Debo reconocer que no tenía ni pizquita de ganas de volver. No tengo yo esa voluntad de retorno a lo ordinario de la que muchos presumen, incluso con un cierto componente liberador. Yo no. He andado por ahí y, para no engañar, me encantaría continuar cualquier periplo que me condujera a casi cualquier parte pero no se puede, que esto no lo tengo tan claro, ni se debe, que esto me lo creo solo un poco.

Suele pasarme a la vuelta que me enfrento a la colección de noticias, más o menos atrasadas, de lo que ha ido pasando y buceo un poco en ellas para encontrar algo decente sobre lo que escribir la primera columna de la temporada, que ya van unas cuantas. Cada vez es más frecuente que abandone mis obligaciones tan saturado que, al regreso, tras estar completamente desconectado de lo común, ninguna me interese lo más mínimo. Debo estar haciéndome preocupantemente viejo porque no me inquieta mucho ya la interinidad del gobierno, por ejemplo, ni la de la oposición; ni me seduce que éste parezca ser año electoral de pronto, ya veremos en otoño; ni me anima que seguro el que viene lo será; me aburren los lazos amarillos y no me engancha, aunque me enfada bastante, la locura del precio de la gasolina y de la luz, otro año más, con la misma desfachatez aprovechada de siempre. Y no, tampoco los huesos de Franco me tiran. Pero, al fin y al cabo, fíjate tú, en medio de las maldiciones habituales que impregnan internamente mi nada apreciada vuelta al tajo, resulta que este año sí me contagio con una: ya no vamos a cambiar la hora.

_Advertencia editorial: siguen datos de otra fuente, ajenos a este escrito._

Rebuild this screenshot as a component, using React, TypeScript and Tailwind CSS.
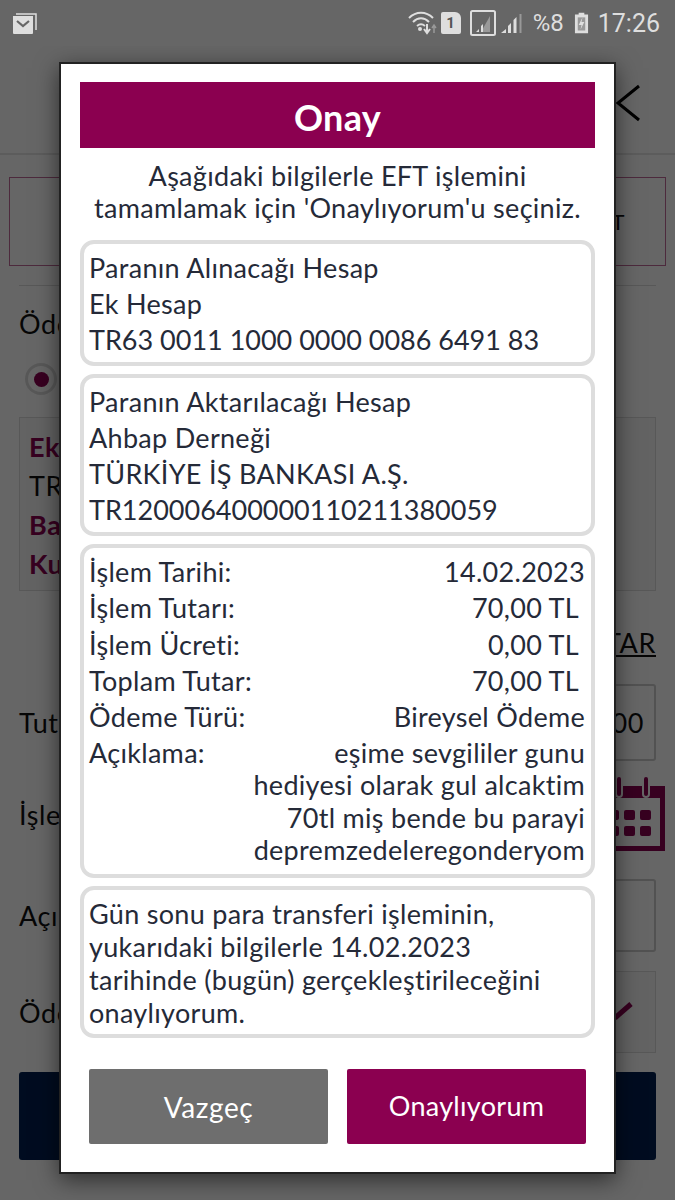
const font = { fontFamily: "Lato, 'Noto Sans', sans-serif" };

function StatusBar() {
  return (
    <div className="relative z-20 flex h-[46px] items-center justify-between bg-[#666666] pr-[15px] pl-3 text-[#dedede]">
      <svg width="25" height="21" viewBox="0 0 25 21" fill="none" className="mt-[1px]">
        <path d="M4 1h20v16" stroke="#dedede" strokeWidth="1.500" />
        <path d="M1 3h20v17a1 1 0 0 1-1 1H2a1 1 0 0 1-1-1z" fill="#dedede" />
        <path d="M5 8l6 5 6-5" stroke="#666666" strokeWidth="2.200" />
      </svg>
      <div className="flex items-center" style={{ fontFamily: "Roboto, sans-serif" }}>
        <svg width="30" height="26" viewBox="0 0 30 26" fill="none" className="mr-[3px]">
          <path d="M1 8c7-7 17-7 24 0" stroke="#dedede" strokeWidth="2" />
          <path d="M5 12c5-5 11-5 16 0" stroke="#dedede" strokeWidth="2" />
          <path d="M9 16c3-2.500 5-2.500 8 0" stroke="#dedede" strokeWidth="2" />
          <circle cx="12" cy="19" r="2" fill="#dedede" />
          <path d="M19 14v8M16 19l3 4 3-4" stroke="#dedede" strokeWidth="2" />
          <path d="M26 23v-7M24 18l2-3 2 3" stroke="#999999" strokeWidth="1.500" />
        </svg>
        <div className="mr-[9px] flex h-[22px] w-[20px] items-center justify-center rounded-[2px] rounded-tr-[6px] bg-[#dedede] text-[15px] leading-none font-bold text-[#555555]">
          1
        </div>
        <svg width="26" height="26" viewBox="0 0 26 26" fill="none" className="mr-[5px]">
          <rect x="1" y="1" width="24" height="24" rx="1.500" stroke="#dedede" strokeWidth="2" />
          <path d="M20 6v16H11z" fill="#999999" />
          <path d="M6 22l3-3v3zM11 22v-6l2-2v8z" fill="#dedede" />
        </svg>
        <svg width="22" height="24" viewBox="0 0 22 24" className="mr-[10px]">
          <path d="M0 22l5-4v4zM7 22v-7l3-3v10z" fill="#dedede" />
          <path d="M12.500 22V9l3-3v16z" fill="#dedede" />
          <path d="M18.500 22V3h2v19z" fill="#999999" />
        </svg>
        <span className="mr-[10px] text-[24px] leading-none">%8</span>
        <svg width="15" height="24" viewBox="0 0 16 24" className="mr-[9px]">
          <path d="M5 1h6v2h4v20H1V3h4z" fill="#dedede" />
          <path d="M4 6h8v14H4z" fill="#999999" />
          <path d="M9 6l-4 8h3l-1 5 4-8H8z" fill="#dedede" />
        </svg>
        <span className="text-[25px] leading-none">17:26</span>
      </div>
    </div>
  );
}

function BackPage() {
  return (
    <div className="bg-white text-[27px] leading-none tracking-[0.6px] text-[#111111]" style={font}>
      <div className="flex h-[109px] items-start justify-end border-b-2 border-[#e6e6e6] pt-[38px] pr-[34px]">
        <svg width="26" height="38" viewBox="0 0 26 38" fill="none">
          <path d="M24 2L3 19l21 17" stroke="#000000" strokeWidth="3" />
        </svg>
      </div>
      <div className="mx-[9px] mt-[22px] flex h-[89px] items-center justify-end border border-[#c06a9a] pr-[40px] text-[22px] text-[#111111]">
        EFT
      </div>
      <div className="mx-[19px] mt-[19px] border-t border-[#dddddd]" />
      <div className="mx-[19px] mt-[24px] h-[26px]">Ödeme Yapılacak Hesap</div>
      <div className="mt-[27px] ml-[25px] flex h-[32px] w-[32px] items-center justify-center rounded-full bg-[#dddddd]">
        <div className="flex h-[26px] w-[26px] items-center justify-center rounded-full bg-white">
          <div className="h-[15px] w-[15px] rounded-full bg-[#8b0050]" />
        </div>
      </div>
      <div className="mx-[19px] mt-[22px] flex h-[174px] flex-col gap-[12px] border border-[#dddddd] bg-[#f8f8f8] px-[9px] pt-[15px] pb-[12px]">
        <div className="font-bold text-[#8b0050]">Ek Hesap</div>
        <div>TR63 0011 1000</div>
        <div className="font-bold text-[#8b0050]">Bakiye</div>
        <div className="font-bold text-[#8b0050]">Kullanılabilir</div>
      </div>
      <div className="mx-[19px] mt-[38px] flex justify-end">
        <span className="underline">TÜMÜNÜ AKTAR</span>
      </div>
      <div className="mx-[19px] mt-[28px] flex h-[77px] items-center justify-between">
        <span>Tutar</span>
        <div className="flex h-full w-[300px] items-center justify-end rounded-[3px] border-2 border-[#cccccc] pr-[10px]">
          70,00
        </div>
      </div>
      <div className="mt-[15px] mr-[9px] ml-[19px] flex h-[76px] items-center justify-between">
        <span>İşlem Tarihi</span>
        <svg width="66" height="76" viewBox="0 0 66 76">
          <path d="M0 10h65v65H0zM6 22v48h54V22z" fill="#8b0050" fillRule="evenodd" />
          <rect x="16" y="0" width="6" height="21" rx="3" fill="#8b0050" stroke="#ffffff" strokeWidth="2" />
          <rect x="43" y="0" width="6" height="21" rx="3" fill="#8b0050" stroke="#ffffff" strokeWidth="2" />
          <rect x="8" y="34" width="11" height="10" rx="2" fill="#8b0050" />
          <rect x="24" y="34" width="11" height="10" rx="2" fill="#8b0050" />
          <rect x="40" y="34" width="11" height="10" rx="2" fill="#8b0050" />
          <rect x="8" y="50" width="11" height="10" rx="2" fill="#8b0050" />
          <rect x="24" y="50" width="11" height="10" rx="2" fill="#8b0050" />
          <rect x="40" y="50" width="11" height="10" rx="2" fill="#8b0050" />
        </svg>
      </div>
      <div className="mx-[19px] mt-[27px] flex h-[73px] items-center justify-between">
        <span>Açıklama</span>
        <div className="h-full w-[300px] rounded-[3px] border-2 border-[#cccccc]" />
      </div>
      <div className="mx-[19px] mt-[19px] flex h-[82px] items-center justify-between">
        <span>Ödeme Türü</span>
        <div className="flex h-full w-[300px] items-center justify-end border border-[#dddddd] bg-[#f8f8f8] pr-[22px] pb-[4px]">
          <svg width="20" height="20" viewBox="0 0 20 20">
            <path d="M2 18L18 4" stroke="#8b0050" strokeWidth="5" />
          </svg>
        </div>
      </div>
      <div className="mx-[19px] mt-[19px] h-[88px] rounded-[3px] bg-[#002050]" />
      <div className="h-[40px]" />
    </div>
  );
}

function InfoBox({ className, children }: { className: string; children: React.ReactNode }) {
  return <div className={`rounded-[14px] border-[4px] border-[#dddddd] pr-[6px] pl-[5px] ${className}`}>{children}</div>;
}

function Row({ label, value, shift }: { label: string; value: string; shift?: boolean }) {
  return (
    <div className="flex h-[36.300px] justify-between">
      <span>{label}</span>
      <span className={shift ? "mr-[6px]" : ""}>{value}</span>
    </div>
  );
}

function ConfirmDialog() {
  return (
    <div
      className="absolute top-[62px] left-[59px] z-10 flex h-[1112px] w-[557px] flex-col border-2 border-[#222222] bg-white px-[19px] pt-[18px] text-[27px] tracking-[0.3px] text-[#252a38] shadow-[0_6px_22px_rgba(0,0,0,0.55)]"
      style={font}
    >
      <div className="flex h-[66px] items-center justify-center bg-[#8b0050] pt-[4px] text-[36px] font-bold text-white">Onay</div>
      <p className="mt-[12px] text-center leading-[32px]">
        Aşağıdaki bilgilerle EFT işlemini
        <br />
        tamamlamak için 'Onaylıyorum'u seçiniz.
      </p>
      <InfoBox className="mt-[16px] h-[126px] pt-[6px] leading-[36px]">
        <div>Paranın Alınacağı Hesap</div>
        <div>Ek Hesap</div>
        <div className="tracking-normal">TR63 0011 1000 0000 0086 6491 83</div>
      </InfoBox>
      <InfoBox className="mt-[8px] h-[162px] pt-[6px] leading-[36px]">
        <div>Paranın Aktarılacağı Hesap</div>
        <div>Ahbap Derneği</div>
        <div>TÜRKİYE İŞ BANKASI A.Ş.</div>
        <div className="tracking-normal">TR120006400000110211380059</div>
      </InfoBox>
      <InfoBox className="mt-[8px] h-[334px] pt-[7px] leading-[33px]">
        <Row label="İşlem Tarihi:" value="14.02.2023" />
        <Row label="İşlem Tutarı:" value="70,00 TL" shift />
        <Row label="İşlem Ücreti:" value="0,00 TL" shift />
        <Row label="Toplam Tutar:" value="70,00 TL" shift />
        <Row label="Ödeme Türü:" value="Bireysel Ödeme" />
        <div className="flex h-[33px] justify-between">
          <span>Açıklama:</span>
          <span>eşime sevgililer gunu</span>
        </div>
        <div className="text-right leading-[32.500px]">
          <div>hediyesi olarak gul alcaktim</div>
          <div>70tl miş bende bu parayi</div>
          <div>depremzedeleregonderyom</div>
        </div>
      </InfoBox>
      <InfoBox className="mt-[8px] h-[152px] pt-[7px] leading-[33px]">
        <div>Gün sonu para transferi işleminin,</div>
        <div>yukarıdaki bilgilerle 14.02.2023</div>
        <div>tarihinde (bugün) gerçekleştirileceğini</div>
        <div>onaylıyorum.</div>
      </InfoBox>
      <div className="mt-[31px] flex justify-center gap-[19px]">
        <button className="h-[75px] w-[239px] rounded-[2px] bg-[#6e6e6e] text-[28px] tracking-[0.6px] text-white">Vazgeç</button>
        <button className="h-[75px] w-[239px] rounded-[2px] bg-[#8b0050] text-[27px] text-white">Onaylıyorum</button>
      </div>
    </div>
  );
}

export default function App() {
  return (
    <div className="relative h-[1200px] w-[675px] overflow-hidden bg-white">
      <StatusBar />
      <BackPage />
      <div className="absolute inset-0 bg-black/60" />
      <ConfirmDialog />
    </div>
  );
}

No tengo ni idea de cuáles son las implicaciones económicas de la decisión y, en realidad, poco me importan, para qué negarlo. Lo que yo tengo son impresiones personales contrastadas. Cambiar la hora dos veces al año me ha parecido siempre una chorrada de traca. Me desordena y, en concreto, el cambio a la hora de invierno me sacude muchísimo. O sea, que no cambiarla durante todo el año, aun a costa de ver la luz por la mañana un poco más tarde en el reloj, me parece perfecto. Y, si aprovechando el tirón, conseguimos situarnos en la España peninsular y Baleares, por fin, en nuestro huso horario correcto, formidable. Son también impresiones, pero cuando mis fugas me ubican en territorios que manejan una hora menos, me siento mejor y pierdo una hora, y también alegría, cuando la frontera obliga a mover las agujas otra vez. Ya, si además, con todo el cambio que se haga, le pusiéramos cordura a nuestro horario y pudiésemos comer a una hora decente, no casi merendar, salir del trabajo con posibilidad de vivir, y acostarnos con equilibrio, saldríamos ganando mucho.

La expectativa me reconforta en este trance amargo. Hemos vuelto, sí, qué remedio, pero quizás, al fin, ocurra algo interesante. En la espera, ya saben, si quieren, nos leemos.